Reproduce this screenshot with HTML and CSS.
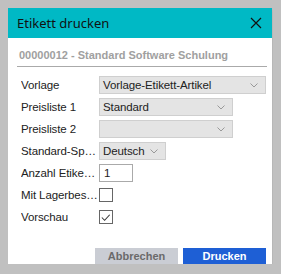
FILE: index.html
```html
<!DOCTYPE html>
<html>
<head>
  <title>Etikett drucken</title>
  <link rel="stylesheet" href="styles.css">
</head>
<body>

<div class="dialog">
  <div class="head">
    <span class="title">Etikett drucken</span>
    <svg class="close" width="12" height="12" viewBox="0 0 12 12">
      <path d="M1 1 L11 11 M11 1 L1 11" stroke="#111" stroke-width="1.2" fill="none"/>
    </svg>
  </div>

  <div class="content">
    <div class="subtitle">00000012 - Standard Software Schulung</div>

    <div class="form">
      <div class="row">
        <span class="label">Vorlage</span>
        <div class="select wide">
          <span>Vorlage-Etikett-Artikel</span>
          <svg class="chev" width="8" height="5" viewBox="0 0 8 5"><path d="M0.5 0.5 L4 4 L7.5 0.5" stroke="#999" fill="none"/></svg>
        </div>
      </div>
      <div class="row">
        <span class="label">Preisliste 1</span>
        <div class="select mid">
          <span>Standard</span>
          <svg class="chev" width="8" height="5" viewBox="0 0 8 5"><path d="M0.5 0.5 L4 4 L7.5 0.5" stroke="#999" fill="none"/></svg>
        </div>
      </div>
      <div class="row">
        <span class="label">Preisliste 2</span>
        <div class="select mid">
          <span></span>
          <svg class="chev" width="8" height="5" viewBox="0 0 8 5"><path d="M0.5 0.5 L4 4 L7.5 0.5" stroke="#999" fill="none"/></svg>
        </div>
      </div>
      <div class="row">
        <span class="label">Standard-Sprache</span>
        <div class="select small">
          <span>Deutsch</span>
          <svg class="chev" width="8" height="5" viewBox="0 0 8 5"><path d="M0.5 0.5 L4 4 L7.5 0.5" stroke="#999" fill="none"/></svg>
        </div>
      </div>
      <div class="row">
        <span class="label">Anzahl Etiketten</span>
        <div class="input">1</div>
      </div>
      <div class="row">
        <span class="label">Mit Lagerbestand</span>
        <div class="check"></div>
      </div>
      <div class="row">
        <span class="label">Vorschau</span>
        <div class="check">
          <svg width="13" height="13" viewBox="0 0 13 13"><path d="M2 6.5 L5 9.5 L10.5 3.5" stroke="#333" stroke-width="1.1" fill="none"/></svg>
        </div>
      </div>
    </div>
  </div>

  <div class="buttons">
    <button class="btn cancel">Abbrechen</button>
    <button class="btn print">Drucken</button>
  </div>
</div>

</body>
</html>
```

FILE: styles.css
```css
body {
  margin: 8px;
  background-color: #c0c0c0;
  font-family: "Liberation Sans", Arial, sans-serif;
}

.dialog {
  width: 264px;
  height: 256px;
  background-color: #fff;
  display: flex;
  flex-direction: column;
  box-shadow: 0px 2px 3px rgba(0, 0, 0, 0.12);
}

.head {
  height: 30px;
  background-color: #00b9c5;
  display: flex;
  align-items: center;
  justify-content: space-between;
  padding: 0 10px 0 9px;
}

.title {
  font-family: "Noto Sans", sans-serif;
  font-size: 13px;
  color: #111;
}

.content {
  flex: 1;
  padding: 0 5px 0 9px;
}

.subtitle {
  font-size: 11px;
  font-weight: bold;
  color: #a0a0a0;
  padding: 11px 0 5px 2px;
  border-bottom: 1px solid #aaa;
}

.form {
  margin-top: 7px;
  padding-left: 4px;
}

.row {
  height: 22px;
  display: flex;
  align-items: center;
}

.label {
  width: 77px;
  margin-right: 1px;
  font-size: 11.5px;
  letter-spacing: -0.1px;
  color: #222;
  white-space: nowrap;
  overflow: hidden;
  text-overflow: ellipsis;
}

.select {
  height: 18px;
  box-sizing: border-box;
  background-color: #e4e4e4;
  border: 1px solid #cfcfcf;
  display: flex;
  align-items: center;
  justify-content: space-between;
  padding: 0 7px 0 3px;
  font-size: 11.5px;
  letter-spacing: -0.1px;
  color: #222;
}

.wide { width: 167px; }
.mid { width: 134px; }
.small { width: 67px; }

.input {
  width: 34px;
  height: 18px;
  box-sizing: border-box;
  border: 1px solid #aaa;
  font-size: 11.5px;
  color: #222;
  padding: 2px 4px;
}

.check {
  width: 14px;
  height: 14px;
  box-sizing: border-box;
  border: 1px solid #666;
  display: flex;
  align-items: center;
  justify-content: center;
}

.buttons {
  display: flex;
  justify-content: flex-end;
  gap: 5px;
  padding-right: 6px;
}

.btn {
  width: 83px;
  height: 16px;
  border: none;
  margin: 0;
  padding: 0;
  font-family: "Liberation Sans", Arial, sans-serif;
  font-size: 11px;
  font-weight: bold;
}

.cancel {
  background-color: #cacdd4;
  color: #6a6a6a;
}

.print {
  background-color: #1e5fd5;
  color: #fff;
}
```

▶ _Aim of the task_:
Skipping the pictures, transcribe each line above exactly as it appears.

▶ _Expected output_:
Reproduce this screenshot with HTML and CSS.
FILE: index.html
```html
<!DOCTYPE html>
<html>
<head>
  <title>Etikett drucken</title>
  <link rel="stylesheet" href="styles.css">
</head>
<body>

<div class="dialog">
  <div class="head">
    <span class="title">Etikett drucken</span>
    <svg class="close" width="12" height="12" viewBox="0 0 12 12">
      <path d="M1 1 L11 11 M11 1 L1 11" stroke="#111" stroke-width="1.2" fill="none"/>
    </svg>
  </div>

  <div class="content">
    <div class="subtitle">00000012 - Standard Software Schulung</div>

    <div class="form">
      <div class="row">
        <span class="label">Vorlage</span>
        <div class="select wide">
          <span>Vorlage-Etikett-Artikel</span>
          <svg class="chev" width="8" height="5" viewBox="0 0 8 5"><path d="M0.5 0.5 L4 4 L7.5 0.5" stroke="#999" fill="none"/></svg>
        </div>
      </div>
      <div class="row">
        <span class="label">Preisliste 1</span>
        <div class="select mid">
          <span>Standard</span>
          <svg class="chev" width="8" height="5" viewBox="0 0 8 5"><path d="M0.5 0.5 L4 4 L7.5 0.5" stroke="#999" fill="none"/></svg>
        </div>
      </div>
      <div class="row">
        <span class="label">Preisliste 2</span>
        <div class="select mid">
          <span></span>
          <svg class="chev" width="8" height="5" viewBox="0 0 8 5"><path d="M0.5 0.5 L4 4 L7.5 0.5" stroke="#999" fill="none"/></svg>
        </div>
      </div>
      <div class="row">
        <span class="label">Standard-Sprache</span>
        <div class="select small">
          <span>Deutsch</span>
          <svg class="chev" width="8" height="5" viewBox="0 0 8 5"><path d="M0.5 0.5 L4 4 L7.5 0.5" stroke="#999" fill="none"/></svg>
        </div>
      </div>
      <div class="row">
        <span class="label">Anzahl Etiketten</span>
        <div class="input">1</div>
      </div>
      <div class="row">
        <span class="label">Mit Lagerbestand</span>
        <div class="check"></div>
      </div>
      <div class="row">
        <span class="label">Vorschau</span>
        <div class="check">
          <svg width="13" height="13" viewBox="0 0 13 13"><path d="M2 6.5 L5 9.5 L10.5 3.5" stroke="#333" stroke-width="1.1" fill="none"/></svg>
        </div>
      </div>
    </div>
  </div>

  <div class="buttons">
    <button class="btn cancel">Abbrechen</button>
    <button class="btn print">Drucken</button>
  </div>
</div>

</body>
</html>
```

FILE: styles.css
```css
body {
  margin: 8px;
  background-color: #c0c0c0;
  font-family: "Liberation Sans", Arial, sans-serif;
}

.dialog {
  width: 264px;
  height: 256px;
  background-color: #fff;
  display: flex;
  flex-direction: column;
  box-shadow: 0px 2px 3px rgba(0, 0, 0, 0.12);
}

.head {
  height: 30px;
  background-color: #00b9c5;
  display: flex;
  align-items: center;
  justify-content: space-between;
  padding: 0 10px 0 9px;
}

.title {
  font-family: "Noto Sans", sans-serif;
  font-size: 13px;
  color: #111;
}

.content {
  flex: 1;
  padding: 0 5px 0 9px;
}

.subtitle {
  font-size: 11px;
  font-weight: bold;
  color: #a0a0a0;
  padding: 11px 0 5px 2px;
  border-bottom: 1px solid #aaa;
}

.form {
  margin-top: 7px;
  padding-left: 4px;
}

.row {
  height: 22px;
  display: flex;
  align-items: center;
}

.label {
  width: 77px;
  margin-right: 1px;
  font-size: 11.5px;
  letter-spacing: -0.1px;
  color: #222;
  white-space: nowrap;
  overflow: hidden;
  text-overflow: ellipsis;
}

.select {
  height: 18px;
  box-sizing: border-box;
  background-color: #e4e4e4;
  border: 1px solid #cfcfcf;
  display: flex;
  align-items: center;
  justify-content: space-between;
  padding: 0 7px 0 3px;
  font-size: 11.5px;
  letter-spacing: -0.1px;
  color: #222;
}

.wide { width: 167px; }
.mid { width: 134px; }
.small { width: 67px; }

.input {
  width: 34px;
  height: 18px;
  box-sizing: border-box;
  border: 1px solid #aaa;
  font-size: 11.5px;
  color: #222;
  padding: 2px 4px;
}

.check {
  width: 14px;
  height: 14px;
  box-sizing: border-box;
  border: 1px solid #666;
  display: flex;
  align-items: center;
  justify-content: center;
}

.buttons {
  display: flex;
  justify-content: flex-end;
  gap: 5px;
  padding-right: 6px;
}

.btn {
  width: 83px;
  height: 16px;
  border: none;
  margin: 0;
  padding: 0;
  font-family: "Liberation Sans", Arial, sans-serif;
  font-size: 11px;
  font-weight: bold;
}

.cancel {
  background-color: #cacdd4;
  color: #6a6a6a;
}

.print {
  background-color: #1e5fd5;
  color: #fff;
}
```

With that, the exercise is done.